Assim como outros moradores da rua, a custosa experiência fez com que ela investisse na instalação de comportas e uma válvula de retenção. “Eu ainda comprei um aspirador que, fora limpar o pó, serve para puxar água”, acrescenta. Na hora do sufoco, também vale contar com a ajuda dos vizinhos. “Quando vai encher, quem pode, abre a porta, tira os carros de casa e começa a buzinar. Os moradores da rua já entendem”, revela.

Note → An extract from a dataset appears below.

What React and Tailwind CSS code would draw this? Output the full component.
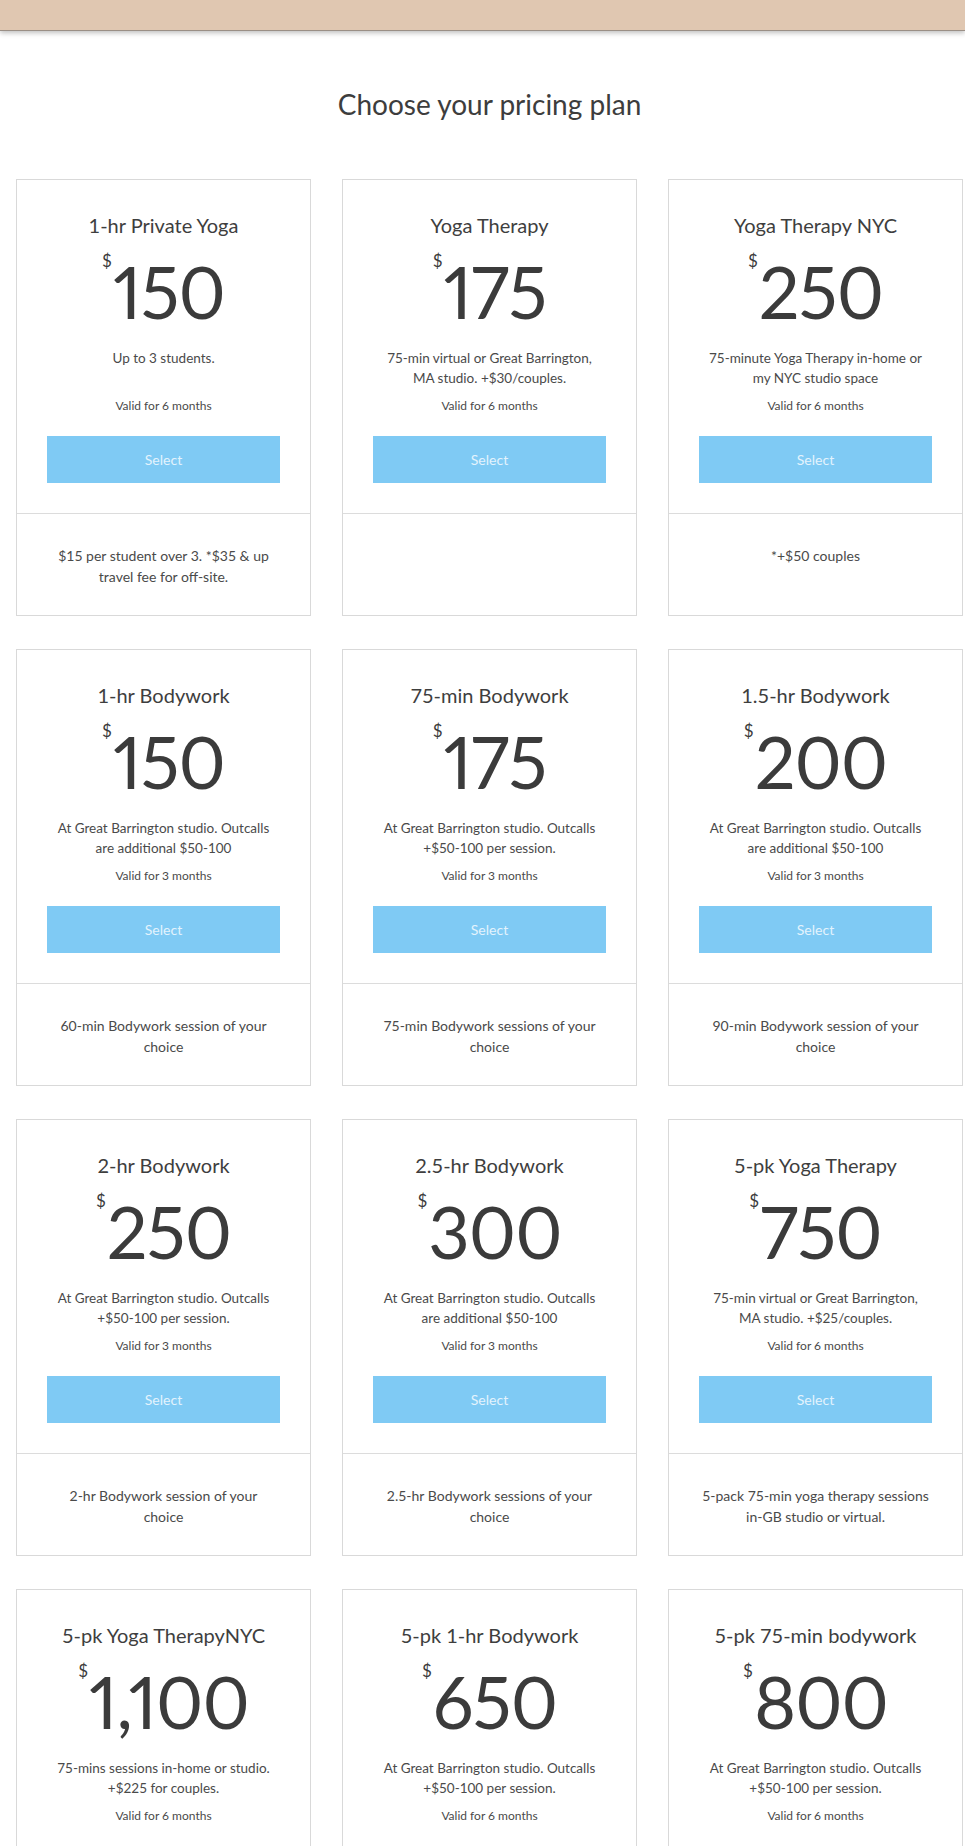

Uma história de longa data
Os constantes alagamentos da Belmiro, que fica cercada por pontos mais altos, já mobilizaram os moradores a cobrarem providências. Entre o final da década de oitenta e início da década de noventa, um abaixo-assinado reuniu assinaturas de boa parte dos residentes no local. Encaminhado ao administrador regional de Pinheiros, o documento pedia medidas em caráter de urgência.

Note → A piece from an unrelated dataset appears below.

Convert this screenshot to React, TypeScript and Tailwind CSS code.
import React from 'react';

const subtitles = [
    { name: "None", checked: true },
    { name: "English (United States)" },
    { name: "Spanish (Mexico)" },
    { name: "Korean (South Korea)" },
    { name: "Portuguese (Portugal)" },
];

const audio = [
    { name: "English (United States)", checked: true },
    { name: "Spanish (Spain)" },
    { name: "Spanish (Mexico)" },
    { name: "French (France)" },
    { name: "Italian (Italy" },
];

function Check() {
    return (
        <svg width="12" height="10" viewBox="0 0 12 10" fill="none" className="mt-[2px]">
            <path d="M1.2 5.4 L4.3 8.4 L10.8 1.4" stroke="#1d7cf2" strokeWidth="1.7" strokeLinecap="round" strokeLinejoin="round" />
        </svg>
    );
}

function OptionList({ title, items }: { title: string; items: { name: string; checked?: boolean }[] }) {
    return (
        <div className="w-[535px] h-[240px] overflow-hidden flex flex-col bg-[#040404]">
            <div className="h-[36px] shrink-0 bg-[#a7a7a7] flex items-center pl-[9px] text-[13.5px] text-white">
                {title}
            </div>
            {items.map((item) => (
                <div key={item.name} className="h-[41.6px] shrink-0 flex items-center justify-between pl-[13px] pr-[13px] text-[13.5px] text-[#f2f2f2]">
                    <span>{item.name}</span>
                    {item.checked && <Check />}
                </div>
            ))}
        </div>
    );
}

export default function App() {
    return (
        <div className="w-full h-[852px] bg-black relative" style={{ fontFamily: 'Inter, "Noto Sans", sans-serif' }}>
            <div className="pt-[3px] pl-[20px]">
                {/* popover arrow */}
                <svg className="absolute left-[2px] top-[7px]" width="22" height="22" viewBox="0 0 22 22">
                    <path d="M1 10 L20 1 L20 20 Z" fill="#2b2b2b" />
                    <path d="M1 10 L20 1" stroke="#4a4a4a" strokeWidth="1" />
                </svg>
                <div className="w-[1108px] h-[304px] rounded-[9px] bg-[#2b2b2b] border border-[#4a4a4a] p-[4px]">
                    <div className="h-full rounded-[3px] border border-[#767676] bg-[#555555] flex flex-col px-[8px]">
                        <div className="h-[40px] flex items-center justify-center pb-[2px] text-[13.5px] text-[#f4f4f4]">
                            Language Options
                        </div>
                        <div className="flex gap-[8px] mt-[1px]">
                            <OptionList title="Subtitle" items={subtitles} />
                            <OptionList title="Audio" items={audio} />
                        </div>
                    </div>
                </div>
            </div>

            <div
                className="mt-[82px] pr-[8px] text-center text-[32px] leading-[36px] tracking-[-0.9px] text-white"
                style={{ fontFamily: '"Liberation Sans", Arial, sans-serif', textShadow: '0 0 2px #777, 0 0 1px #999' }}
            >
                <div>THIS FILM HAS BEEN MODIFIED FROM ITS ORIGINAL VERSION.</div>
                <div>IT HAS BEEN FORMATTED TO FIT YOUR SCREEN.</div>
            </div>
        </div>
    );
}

Em 2003, durante a gestão da ex-prefeita Marta Suplicy (PMDB), chegou a ser cogitada a construção de um piscinão, com custo estimado em mais de R$ 15 milhões. Porém, o projeto enfrentou resistência de alguns moradores e técnicos, que avaliaram existir outras medidas com menor impacto ambiental e urbanístico. Em 2005, a proposta foi arquivada, mas voltou a ser debatida nos últimos anos.
Ao longo dos anos, apesar da água ter atingido alturas menores, a enchente do último dia 21 de janeiro parece ter preocupado a dona da loja de antiguidades e serviços de restauração. “Ela me deixou um pouco assustada. Eu vou logo acender uma vela para Santa Bárbara.”

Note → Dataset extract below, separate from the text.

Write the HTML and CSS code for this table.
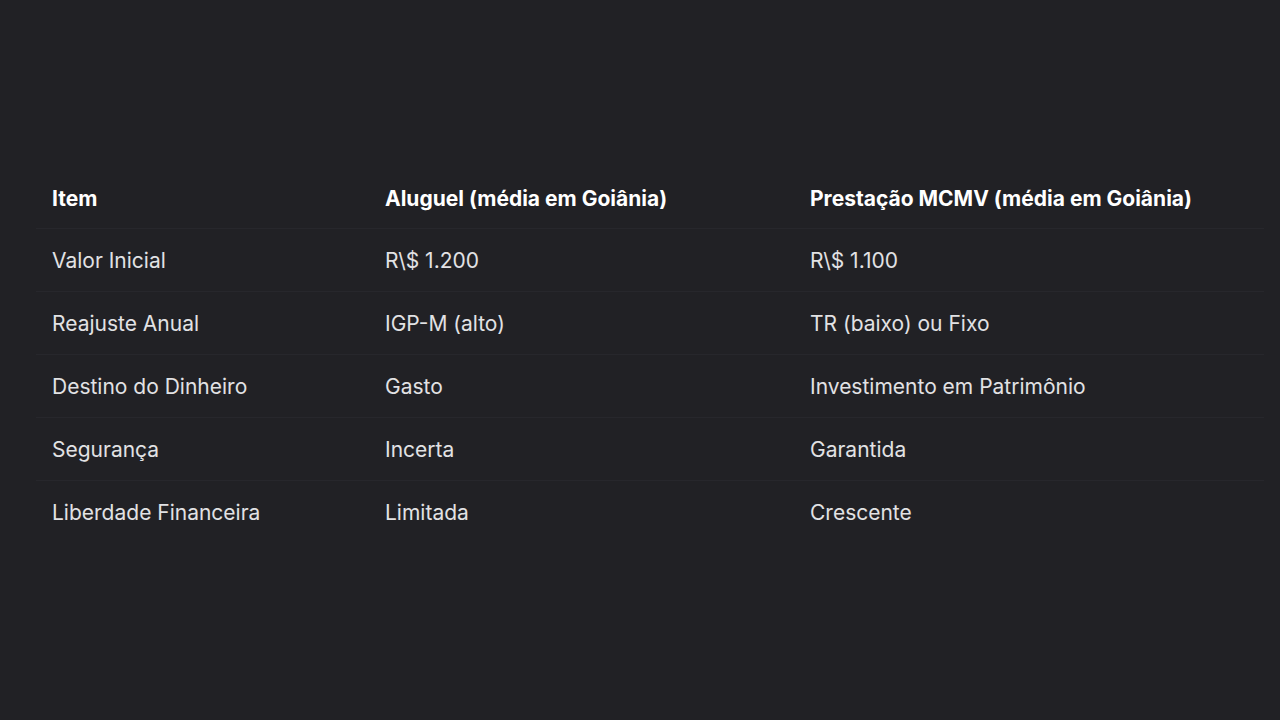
FILE: index.html
```html
<!DOCTYPE html>
<html lang="pt-BR">
<head>
<meta charset="utf-8">
<link rel="stylesheet" href="styles.css">
<title>Aluguel vs MCMV</title>
</head>
<body>
<main class="page">
  <table class="cmp">
    <thead>
      <tr>
        <th class="c1">Item</th>
        <th class="c2">Aluguel (média em Goiânia)</th>
        <th class="c3">Prestação MCMV (média em Goiânia)</th>
      </tr>
    </thead>
    <tbody>
      <tr><td>Valor Inicial</td><td>R\$ 1.200</td><td>R\$ 1.100</td></tr>
      <tr><td>Reajuste Anual</td><td>IGP-M (alto)</td><td>TR (baixo) ou Fixo</td></tr>
      <tr><td>Destino do Dinheiro</td><td>Gasto</td><td>Investimento em Patrimônio</td></tr>
      <tr><td>Segurança</td><td>Incerta</td><td>Garantida</td></tr>
      <tr><td>Liberdade Financeira</td><td>Limitada</td><td>Crescente</td></tr>
    </tbody>
  </table>
</main>
</body>
</html>
```
FILE: styles.css
```css
html, body {
  margin: 0;
  padding: 0;
  background: #212125;
  width: 1280px;
  height: 720px;
  overflow: hidden;
}
.page {
  padding: 169px 16px 0 36px;
}
.cmp {
  width: 1228px;
  border-collapse: collapse;
  font-family: Inter, "Liberation Sans", sans-serif;
  font-size: 21px;
  color: #e2e2e4;
  letter-spacing: 0;
}
.cmp th, .cmp td {
  text-align: left;
  padding: 0 16px;
  height: 62px;
  border-bottom: 1px solid #27272c;
  white-space: nowrap;
}
.cmp th {
  height: 59px;
  font-weight: 700;
  color: #ffffff;
}
.cmp tbody tr:last-child td {
  border-bottom: none;
}
.c1 { width: 301px; }
.c2 { width: 393px; }
.c3 { width: 438px; }
```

O artista plástico Franco Chiariello, 33, estava em casa neste dia. Ele estima que a água começou a subir no final da tarde e demorou pouco menos de meia hora para atingir a altura de 1 metro. “O meu portão é uma comporta, e ainda temos outra comporta na entrada da casa. Mesmo assim, a água na minha garagem chegou a ficar na cintura”, relata ele, que mede 1,80 m de altura.
Apenas no período de um ano, desde quando se mudou para o local, Chiariello diz que já presenciou essa situação duas vezes. “Uma delas foi no ano passado. Não chegou a entrar muita água, mas teve enchente na porta de casa. Não dava para entrar e sair”, diz.
Nota baixa no controle de enchentes
A situação vivida pelos moradores da Belmiro Braga também se repete nas ruas Padre João Gonçalves, Girassol e Harmonia, ambas localizadas na região do Córrego Verde, que foi canalizado para dar espaço à expansão urbana.
Insatisfeitos com as medidas adotadas para minimizar esse problema, eles fazem coro com os resultados da nova edição do Irbem (Indicadores de Referência de Bem-Estar no Município), realizada pelo Ibope em parceria com a Rede Nossa São Paulo.
Na hora de avaliar diferentes aspectos relacionados ao bem-estar e à qualidade de vida na cidade, os moradores da zona oeste da cidade se mostraram bastante críticos: 89% deram notas entre 1 e 5 para o quesito “manutenção de bueiros e galerias e controle de enchentes”.
“Os moradores ficam bravos porque existe a prevenção de limpar os bueiros e galerias, mas isso não está sendo feito como deveria”, opina a paisagista Tharcila Iandoli, 35, que gastou R$ 9.500 para instalar um portão que funciona como comporta na sua casa.
Tharcila também chama atenção para a retirada das placas de sinalização, que alertavam motoristas sobre os riscos de alagamento. “Nessa última enchente, perderam muitos carros aqui. Nós sempre avisamos as pessoas, mas tem gente que não acredita”, diz.
Obras futuras e medidas preventivas
Quando questionada sobre a situação, a Prefeitura Regional de Pinheiros disse que não tem competência legal para a execução de obras de galerias e cuida apenas da manutenção. Conforme o informado, a limpeza manual ocorre a cada dois meses e a mecanizada é feita apenas quando são detectados ramais obstruídos.
A Secretaria Municipal de Serviços e Obras informou que já foi desenvolvido um projeto para drenagem do Rio Verde, o que inclui a substituição das galerias de águas pluviais. Porém, afirmou que a proposta está sendo questionada e aguarda decisão judicial.